Primero reflexionemos sobre la hipótesis esa del alargamiento desmedido de nuestra vida terrenal. Si les recordé antes la peripecia de la Sibila de Cumas, fue precisamente con la finalidad de evitar tener que dar mayores explicaciones al respecto. Y es que lo de vivir, tal y como lo conocemos, tiene su gracia un tiempo, más que nada mientras pueda encajar en el concepto aventurero de Wilde. Una vez que ya ni se recuerdan las primeras veces de todo, que ese todo es cada vez más insustancial, que los huesos, los músculos y hasta un poco el alma –o su sucedáneo- incordian en cada despertar, y que, en definitiva, la imagen bucólica que del asunto se tiene ab initio va tornando en otra cosa bastante más desvaída, la apetencia no es ya tan obvia. Y aún en el caso de que se distinga cualquiera de ustedes por un vitalismo desaforado, piensen bien lo que sería tener fijada la edad de jubilación a los trescientos ochenta y seis años, por poner un ejemplo, Hombre, si la profesión de uno es la de catador de vinos o la de director de pelis de cine para adultos, pues no sé, a lo mejor se puede estirar sin tanto esfuerzo la vida laboral. Pero no, qué va, que todo acaba cansando. No lo duden.
Así que pasemos al otro escenario. Ya hemos dicho au revoir a nuestra estancia en este mundo y, con gran alborozo, acabamos de hacer acto de presencia en el otro . Lo primero que toca es frotarnos los ojos y hacernos los listos, claro. Pensamientos tipo: “si ya lo sabía yo”, “si era obvio, hombre”, “menudo cabreo debe de tener el ateo que estaba en la sala de velatorios al lado de la mía” y cosas semejantes. Y a continuación, seguramente, ir acostumbrándose a nuestra nueva apariencia, que vaya usted a saber.
Los más optimistas y literalistas se imaginan danzando por el paraíso con la de sus veinte años terrenales. Otros, más espirituales, convertidos en una especie de vaho de colores. Y los más graciosos, con el humo sin colorear y la sábana blanca a mano para darse algún garbeo que otro por la dimensión abandonada. Pero bueno, todo eso son detalles irrelevantes. Los que sí tienen sustancia son los que se van descubriendo cuando uno contacta con los finados de confianza y éstos te ponen al día de cómo funciona eso de la vida en el más allá:
-No, aquí no se come.
-No, aquí no se bebe.
-No, aquí no hay nada para drogarse.
-No, aquí no se practica sexo.
-No, aquí no hay cine, ni libros, ni música, excepto la celestial que suena todo el día de fondo.

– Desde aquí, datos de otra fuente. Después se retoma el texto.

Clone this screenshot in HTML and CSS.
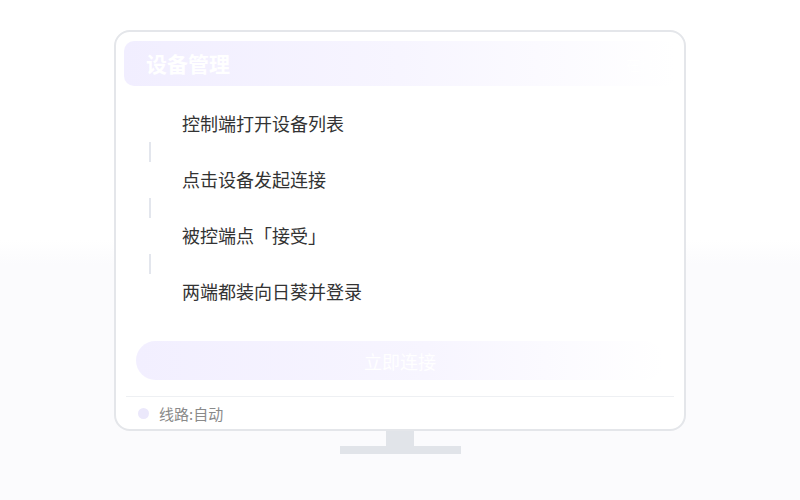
FILE: index.html
```html
<!DOCTYPE html>
<html lang="zh-CN">
<head>
<meta charset="utf-8">
<link rel="stylesheet" href="styles.css">
</head>
<body>
<div class="scene">
  <div class="monitor">
    <div class="header">
      <span class="title">设备管理</span>
      <span class="status">在线</span>
    </div>
    <div class="steps">
      <div class="step">控制端打开设备列表</div>
      <div class="connector"></div>
      <div class="step">点击设备发起连接</div>
      <div class="connector"></div>
      <div class="step">被控端点「接受」</div>
      <div class="connector"></div>
      <div class="step">两端都装向日葵并登录</div>
    </div>
    <div class="btn">立即连接</div>
    <div class="divider"></div>
    <div class="footer">
      <span class="dot"></span>
      <span class="route">线路:自动</span>
    </div>
  </div>
  <div class="neck"></div>
  <div class="base"></div>
</div>
</body>
</html>
```
FILE: styles.css
```css
html, body {
  margin: 0;
  padding: 0;
}
body {
  width: 800px;
  height: 500px;
  background: linear-gradient(to bottom, #ffffff 0, #ffffff 48%, #fbfbfd 53%, #fbfbfd 100%);
  font-family: "Noto Sans CJK SC", "Noto Sans", sans-serif;
}
.scene {
  display: flex;
  flex-direction: column;
  align-items: center;
  padding-top: 30px;
}
.monitor {
  box-sizing: border-box;
  width: 572px;
  height: 401px;
  border: 2px solid #e4e6ea;
  border-radius: 16px;
  background: #fff;
  display: flex;
  flex-direction: column;
  padding: 9px 8px 0 8px;
}
.header {
  height: 45px;
  border-radius: 10px;
  background: linear-gradient(90deg, #f1eeff 0%, #f7f5ff 50%, #ffffff 100%);
  display: flex;
  align-items: center;
  justify-content: space-between;
  padding: 0 22px;
}
.title {
  color: #ffffff;
  font-size: 21px;
  font-weight: 700;
  line-height: 1;
}
.status {
  color: #ffffff;
  font-size: 14px;
}
.steps {
  margin-top: 23px;
  display: flex;
  flex-direction: column;
}
.step {
  height: 28px;
  line-height: 28px;
  font-size: 18px;
  color: #333333;
  padding-left: 58px;
}
.connector {
  width: 2px;
  height: 20px;
  margin: 5px 0 3px 25px;
  background: #e3e6ed;
}
.btn {
  margin: 36px 12px 0 12px;
  height: 39px;
  border-radius: 20px;
  background: linear-gradient(90deg, #f2efff 0%, #f7f5ff 55%, #ffffff 100%);
  color: #ffffff;
  font-size: 18px;
  display: flex;
  align-items: center;
  justify-content: center;
}
.divider {
  margin: 16px 2px 0 2px;
  height: 1px;
  background: #eef0f3;
}
.footer {
  flex: 1;
  display: flex;
  align-items: center;
  padding-left: 14px;
  gap: 10px;
}
.dot {
  width: 11px;
  height: 11px;
  border-radius: 50%;
  background: #ebe8fb;
}
.route {
  font-size: 15px;
  color: #8a8a8a;
}
.neck {
  width: 28px;
  height: 15px;
  background: #e1e4e9;
}
.base {
  width: 121px;
  height: 8px;
  background: #e1e4e9;
}
```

-No, aquí no hay partidos de fútbol.
-No, aquí no hay nada. Sólo disfrutar de esa maravillosa sensación de relajación y tranquilidad, de belleza y bienestar que habrás empezado a percibir, ¿verdad?
Es cierto. No tienes muy claro por qué, pero la verdad es que se está como Dios (a quien, por cierto, te han informado de que sólo se le ve de pascuas a ramos, y a cierta distancia). Así que vas asumiendo el nuevo rollo y decides disfrutar, que vivir son dos días y hay que aprovecharlos.
Y ahí es cuando te impacta en la cara, como un tsunami de record Guinness, la cruda y novedosa realidad. Porque no son dos días, ni doscientos, ni doscientos mil, ni doscientos mil billones. Qué va, esto es para siempre. Para siempre jamás. Y sin variar nada. Ni el entorno, ni tú mismo, que es lo peor.
Cuando llevas ya quinientos ochenta mil años en esa tesitura, estás hasta las narices de aguantarte. Un día te cruzas por uno de los verdes valles con Heráclito de Éfeso y echas de menos no tener puños para darle un buen mandoble:
-¿Pues no decías tú que lo único permanente es el cambio, listillo?
El pobre hombre baja avergonzado su cabeza de humo y sigue caminando. Se le ve hundido.
Acabas trabando relación con el grupo de los suicidas, a quienes –como el Jefe es un blando- también se les admitió en el recinto después de dos días mal contados en el purgatorio. Compartes confidencias con Cleopatra, Séneca, Larra, Van Gogh, Virginia Woolf, Mishima, Hemingway, y hasta charlas en un par de ocasiones con Kurt Cobain, que tiene el alma bastante torturada. Pero tampoco sacas nada en claro:
-¿Y de verdad que a vosotros tampoco se os ocurre ninguna solución?
-Aquí íbamos a estar si se nos hubiera ocurrido. Resignación, amigo, resignación.
Como, aunque alguien pueda pensarlo, no soy un sádico, prefiero no darles más detalles. Dejen volar ustedes su imaginación.
Y, si les apetece, comiencen a replantearse el sentido de sus plegarias.